Бабушка была простой женщиной. Но как все простые русские люди, порой высказывала глубокие и здравые мысли. Я привезла из-за границы свой первый магнитофон, "Грюндиг". Огромная такая бандура с кассетами. Естественное желание тогдашних обладателей магнитофонов - записать на пленку голоса своих родных. Я записала бабушкину речь, потом дала ей послушать. Она послушала, помолчала, потом изрекла: "Да, хорошая штука дураков выводить". Фраза эта осталась в нашей семье на всю жизнь. Интересно, что бы сказала бабушка, увидев у нас видеокамеру?
Дома нашего на улице Мишина уже нет, его давно снесли. Перед сносом наша семья разъехалась. Маме очень хотелось жить своей семьей - надоела коммуна, и мы переехали в однокомнатную квартиру.
А бабушка так и жила с сыном в деревянном доме - им долго не давали квартиру, хотя мамин старший брат был инвалидом войны. Потом они поссорились, она переехала к нам. Год я спала на полу, отдав бабушке свой диван.
А как было замечательно в том, старом доме! Жили очень дружно, хотя народу было немало: семей шесть жило внизу и, кажется, еще четыре наверху. Летом по вечерам соседи во дворе вместе пили чай. Детей было много, и в нашем воспитании принимали участие все взрослые. Меня, например, от смерти спасла соседка. В совсем крохотном возрасте у меня началась диспепсия. Мама из-за грудницы не могла кормить. На помощь пришла тетя Шура, откормила, взяв к себе уже синенькой. Ее дочка Таня, с которой я за руку ходила в школу, - моя молочная сестра.

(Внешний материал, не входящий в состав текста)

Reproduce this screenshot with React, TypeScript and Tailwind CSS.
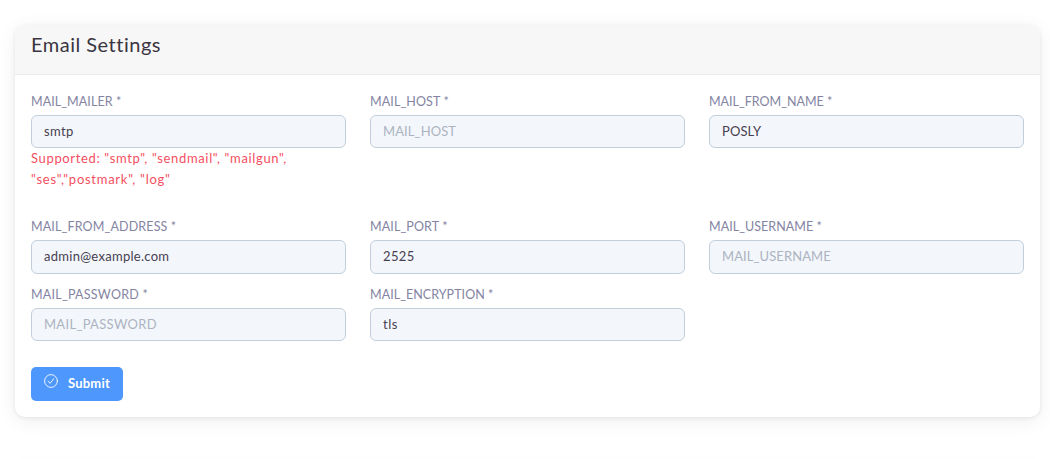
import type { ReactNode } from "react";

type FieldProps = {
  label: string;
  labelClass: string;
  value?: string;
  placeholder?: string;
  inputClass: string;
  help?: ReactNode;
};

const cardShadow =
  "rounded-[10px] bg-white shadow-[0_4px_20px_1px_rgba(0,0,0,0.06),0_1px_4px_rgba(0,0,0,0.08)]";

function Field({ label, labelClass, value, placeholder, inputClass, help }: FieldProps) {
  return (
    <div className="flex flex-col items-start">
      <label className={`block h-[22px] text-[12.5px] leading-[17px] whitespace-nowrap text-[#8484a2] ${labelClass}`}>
        {label}
      </label>
      <input
        type="text"
        defaultValue={value}
        placeholder={placeholder}
        className={`block w-full rounded-[6px] border border-[#c2cfdb] bg-[#f3f7fc] px-3 text-[13px] text-[#47404f] outline-none placeholder:text-[#acb3c0] placeholder:opacity-100 ${inputClass}`}
      />
      {help}
    </div>
  );
}

export default function App() {
  return (
    <div className="h-[459px] overflow-hidden bg-white px-[15px] pt-[25px] pr-[10px] font-['Lato',sans-serif]">
      <section className={`h-[392px] w-[1025px] ${cardShadow}`}>
        <header className="h-[50px] rounded-t-[10px] border-b border-[#ebebed] bg-[#f7f7f7] px-4 pt-[6px]">
          <h1 className="text-[20px] leading-[26px] tracking-[0.5px] text-[#3a3540]">Email Settings</h1>
        </header>
        <form className="px-4 pt-[18px]" onSubmit={(e) => e.preventDefault()}>
          <div className="grid grid-cols-3 grid-rows-[125px_68px_74px] gap-x-6">
            <Field
              label="MAIL_MAILER *"
              labelClass="tracking-[0.08px]"
              value="smtp"
              inputClass="h-[33px] pb-0.5 tracking-[0.4px]"
              help={
                <p className="text-[13px] leading-[20.5px] whitespace-nowrap text-[#f44f61]">
                  <span className="tracking-[0.65px]">Supported: "smtp", "sendmail", "mailgun",</span>
                  <br />
                  <span className="tracking-[0.73px]">"ses","postmark", "log"</span>
                </p>
              }
            />
            <Field label="MAIL_HOST *" labelClass="tracking-[0.12px]" placeholder="MAIL_HOST" inputClass="h-[33px] pb-0.5 tracking-[0.1px]" />
            <Field label="MAIL_FROM_NAME *" labelClass="tracking-[0px]" value="POSLY" inputClass="h-[33px] pb-0.5 tracking-[0.1px]" />
            <Field label="MAIL_FROM_ADDRESS *" labelClass="tracking-[0.15px]" value="admin@example.com" inputClass="h-[34px] pb-[3px] tracking-[0.28px]" />
            <Field label="MAIL_PORT *" labelClass="tracking-[0.12px]" value="2525" inputClass="h-[34px] pb-[3px] tracking-[0.35px]" />
            <Field label="MAIL_USERNAME *" labelClass="tracking-[0.05px]" placeholder="MAIL_USERNAME" inputClass="h-[34px] pb-[3px] tracking-[0.08px]" />
            <Field label="MAIL_PASSWORD *" labelClass="tracking-[0.25px]" placeholder="MAIL_PASSWORD" inputClass="h-[33px] pb-0.5 tracking-[0.3px]" />
            <Field label="MAIL_ENCRYPTION *" labelClass="tracking-[0.05px]" value="tls" inputClass="h-[33px] pb-0.5 tracking-[0.5px]" />
          </div>
          <button
            type="submit"
            className="mt-[7px] flex h-[34px] w-[92px] rounded-[5px] bg-[#4e97fd] pt-[7px] pl-[13px] text-white"
          >
            <svg viewBox="0 0 14 14" className="size-3.5 shrink-0" fill="none" stroke="currentColor" strokeWidth="0.9" strokeLinecap="round" strokeLinejoin="round">
              <circle cx="7" cy="7" r="6.4" />
              <path d="M4 7.2 6.2 9.3 9.7 4.7" />
            </svg>
            <span className="ml-[10px] text-[13px] leading-[18px] font-bold tracking-[0.2px]">Submit</span>
          </button>
        </form>
      </section>
      <section className={`mt-[50px] h-[200px] w-[1025px] ${cardShadow}`} />
    </div>
  );
}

Вторая моя подруга детства - Надя, из соседнего дома. Мы дружили, можно сказать, с колясочного возраста. Когда наши дома снесли, мы потеряли друг друга и встретились только через много лет... На одном из приемов в Нью-Йорке ко мне подошел молодой человек, сказав, что со мной хочет поговорить женщина, но стесняется. Мы с ним прошли в другой конец зала, и я в удивлении вскрикнула: "Надя! Ты что?" - "Оля, ты стала такой знаменитой, я боялась". Надя вышла замуж за дипломата, они тогда работали в нашей миссии в Нью-Йорке.
Мне исполнилось четыре года, когда меня оторвали от бабушки, которая души во мне не чаяла, и отдали в детский сад. Так решила мама, которая задумала воспитать во мне дух коллективизма. Сходила я в детский сад раза два. Эта неволя была не по мне, я рыдала все дни напролет. Дома сквозь плач жаловалась, что меня хватали там за руки и выкручивали их. Бабушка сказала: "Только через мой труп Оля пойдет в детский сад". А ведь в те годы устроить ребенка в детский сад почти невозможное дело. То же самое приключилось и с пионерским лагерем. Десять дней я плакала без передышки до приезда родителей, навестивших меня, потом еще десять дней после их отъезда. Мама вынуждена была забрать меня домой.